Cloud storage is generally high security, using climate controlled server farms, and data is usually stored in several different physical locations. Therefore, the risk of your data being lost is minimal. That being said, it’s never a good idea to leave the responsibility for your data solely with someone else, so to be on the safe side, make sure you make your own local backups as well.
You’ll obviously need a fast connection to the internet to backup your data online and restoring data from a cloud server can be much slower than recovering files from a local drive. If your internet connection isn’t quite up to the task, you may choose the option of backing up only some of your data such as documents and images online and keeping videos and other large files locally.
There are various cloud storage and backup solutions to choose from, depending on the individual requirements of your business. Cloud storage solutions like Dropbox work well for files that you use frequently and need access to from different devices, however as you can only sync your Dropbox folder and not your whole system, it’s not suitable as a complete backup solution.
For specialist managed cloud backup services check out Crashplan and Backblaze, which are specially designed to make backing up minimal work for you and make it easy to restore your data when needed.
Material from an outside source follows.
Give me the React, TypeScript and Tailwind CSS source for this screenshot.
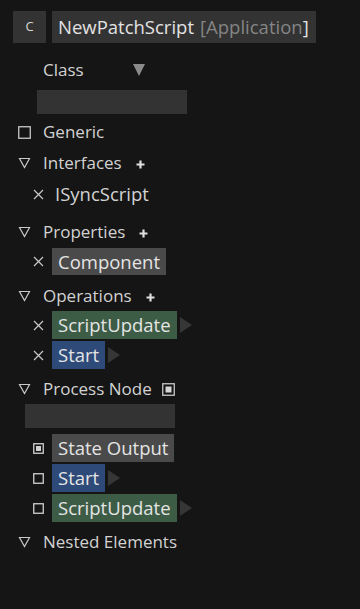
import React from 'react';

const font = { fontFamily: '"Open Sans", "Noto Sans", sans-serif' };

const Tri = () => (
  <svg width="13" height="12" viewBox="0 0 13 12" className="shrink-0">
    <path d="M1.5 1.5 H11.5 L6.5 10.5 Z" fill="none" stroke="#c8c8c8" strokeWidth="1.2" />
  </svg>
);

const Box = () => (
  <svg width="13" height="13" viewBox="0 0 13 13" className="shrink-0">
    <rect x="0.75" y="0.75" width="11.5" height="11.5" fill="none" stroke="#c8c8c8" strokeWidth="1.3" />
  </svg>
);

const SmallBox = ({ filled }: { filled?: boolean }) => (
  <svg width="11" height="11" viewBox="0 0 11 11" className="shrink-0">
    <rect x="0.75" y="0.75" width="9.5" height="9.5" fill="none" stroke="#d0d0d0" strokeWidth="1.3" />
    {filled && <rect x="3" y="3" width="5" height="5" fill="#d0d0d0" />}
  </svg>
);

const Cross = () => (
  <svg width="11" height="11" viewBox="0 0 11 11" className="shrink-0">
    <path d="M1 1 L10 10 M10 1 L1 10" stroke="#c8c8c8" strokeWidth="1.2" />
  </svg>
);

const Plus = () => (
  <svg width="9" height="9" viewBox="0 0 9 9" className="shrink-0">
    <path d="M4.5 0.5 V8.5 M0.5 4.5 H8.5" stroke="#e0e0e0" strokeWidth="2.2" />
  </svg>
);

const Arrow = () => (
  <svg width="12" height="16" viewBox="0 0 12 16" className="shrink-0 ml-[3px]">
    <path d="M0 0 L12 8 L0 16 Z" fill="#363636" />
  </svg>
);

const Section = ({ label, extra, mt = '' }: { label: string; extra?: React.ReactNode; mt?: string }) => (
  <div className={`flex items-center h-[30px] pl-[18px] ${mt}`}>
    <Tri />
    <span className="ml-[12px]">{label}</span>
    {extra}
  </div>
);

const Chip = ({ text, color, arrow }: { text: string; color: string; arrow?: boolean }) => (
  <div className="flex items-center">
    <div className={`h-[28px] flex items-center px-[6px] text-[18.5px] text-[#e4e4e4] ${color}`}>{text}</div>
    {arrow && <Arrow />}
  </div>
);

export default function App() {
  return (
    <div className="w-[360px] h-[609px] bg-[#151515] text-[#d2d2d2] text-[17px] overflow-hidden" style={font}>
      <div className="flex pt-[11px] pl-[13px] gap-[6px]">
        <div className="w-[33px] h-[32px] bg-[#333333] flex items-center justify-center text-[13px] text-[#d8d8d8]">C</div>
        <div className="w-[264px] h-[32px] bg-[#333333] flex items-center pl-[6px] text-[18.5px]">
          <span className="text-[#e2e2e2]">NewPatchScript</span>
          <span className="ml-[6px] text-[#858585]">[Application</span>
          <span className="text-[#e2e2e2]">]</span>
        </div>
      </div>

      <div className="flex items-center h-[26px] mt-[14px] pl-[43px]">
        <span className="w-[90px]">Class</span>
        <svg width="12" height="12" viewBox="0 0 12 12">
          <path d="M0 0 H12 L6 12 Z" fill="#8a8a8a" />
        </svg>
      </div>
      <div className="ml-[37px] mt-[7px] w-[150px] h-[24px] bg-[#333333]" />

      <div className="flex items-center h-[30px] mt-[3px] pl-[18px]">
        <Box />
        <span className="ml-[12px]">Generic</span>
      </div>
      <Section label="Interfaces" mt="mt-[1px]" extra={<span className="ml-[14px] mt-[2px]"><Plus /></span>} />
      <div className="flex items-center h-[30px] mt-[1px] pl-[33px]">
        <Cross />
        <span className="ml-[11px] text-[18.5px]">ISyncScript</span>
      </div>

      <Section label="Properties" mt="mt-[8px]" extra={<span className="ml-[14px] mt-[2px]"><Plus /></span>} />
      <div className="flex items-center mt-[1px] pl-[33px] gap-[8px]">
        <Cross />
        <div className="h-[27px] flex items-center px-[6px] bg-[#4a4a4a] text-[18.5px] text-[#e4e4e4]">Component</div>
      </div>

      <Section label="Operations" mt="mt-[6px]" extra={<span className="ml-[14px] mt-[2px]"><Plus /></span>} />
      <div className="flex flex-col gap-[2px]">
        <div className="flex items-center pl-[33px] gap-[8px]">
          <Cross />
          <Chip text="ScriptUpdate" color="bg-[#3d5c46]" arrow />
        </div>
        <div className="flex items-center pl-[33px] gap-[8px]">
          <Cross />
          <Chip text="Start" color="bg-[#2e4a78]" arrow />
        </div>
      </div>

      <Section
        label="Process Node"
        mt="mt-[5px]"
        extra={
          <span className="ml-[10px]">
            <svg width="13" height="13" viewBox="0 0 13 13">
              <rect x="0.75" y="0.75" width="11.5" height="11.5" fill="none" stroke="#c8c8c8" strokeWidth="1.3" />
              <rect x="3.5" y="3.5" width="6" height="6" fill="#d6d6d6" />
            </svg>
          </span>
        }
      />
      <div className="ml-[25px] w-[150px] h-[24px] bg-[#333333]" />
      <div className="flex flex-col gap-[2px] mt-[6px]">
        <div className="flex items-center pl-[33px] gap-[8px]">
          <SmallBox filled />
          <Chip text="State Output" color="bg-[#4a4a4a]" />
        </div>
        <div className="flex items-center pl-[33px] gap-[8px]">
          <SmallBox />
          <Chip text="Start" color="bg-[#2e4a78]" arrow />
        </div>
        <div className="flex items-center pl-[33px] gap-[8px]">
          <SmallBox />
          <Chip text="ScriptUpdate" color="bg-[#3d5c46]" arrow />
        </div>
      </div>

      <Section label="Nested Elements" mt="mt-[5px]" />
    </div>
  );
}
These services are very affordable, both offering unlimited storage for $50 per year, and well worth the investment for peace of mind and the value they’ll provide in the event you need total digital disaster recovery.
When using cloud backup services, it’s always a good idea to test out the system every couple of months by checking that new files are being uploaded and attempting to restore some data to make everything is working correctly.
Privacy and security are sometimes a concern for businesses, along with the possibility that a cloud service could simply go out of business or deny access to your data. A nice feature of Crashplan is that it lets you backup your data to a computer located elsewhere, providing convenient off-site backups for those who don’t fully trust in cloud computing.
Backing up Your Mobile Devices
Smartphones and tablets are more susceptible to damage and theft than computers, especially when used frequently outdoors on building sites, so should always be backed up frequently.
Google software provides a good alternative to iCloud for Android users, backing up and allowing your email contacts, calendar, documents and app purchases to be available from any device once you log in with your Google account.
Dropbox is another useful tool for mobile devices — either iOS or Android. important files can be saved into your Dropbox for backup and accessing on another device and it can be set to automatically sync photos you take on your phone camera to the cloud.
For comprehensive backups of Android devices, look into MyBackupPro, which backs up everything from SMS messages to app settings and allows you to restore everything easily — very useful when you break your phone or upgrade to a new model. The app is available for $5 from the Google Play Store
Backup Now or Risk Losing Your Business
Backing up your data is no longer expensive or time consuming, so there’s really no excuse for failing to implement an effective backup plan. If you’re not backing up now, it’s only a matter of time before your hard drive crashes, you drop your iPhone, you spill a coke in your laptop or someone breaks into your office and steals all your hardware. When this happens, you’ll be glad you started backing up today.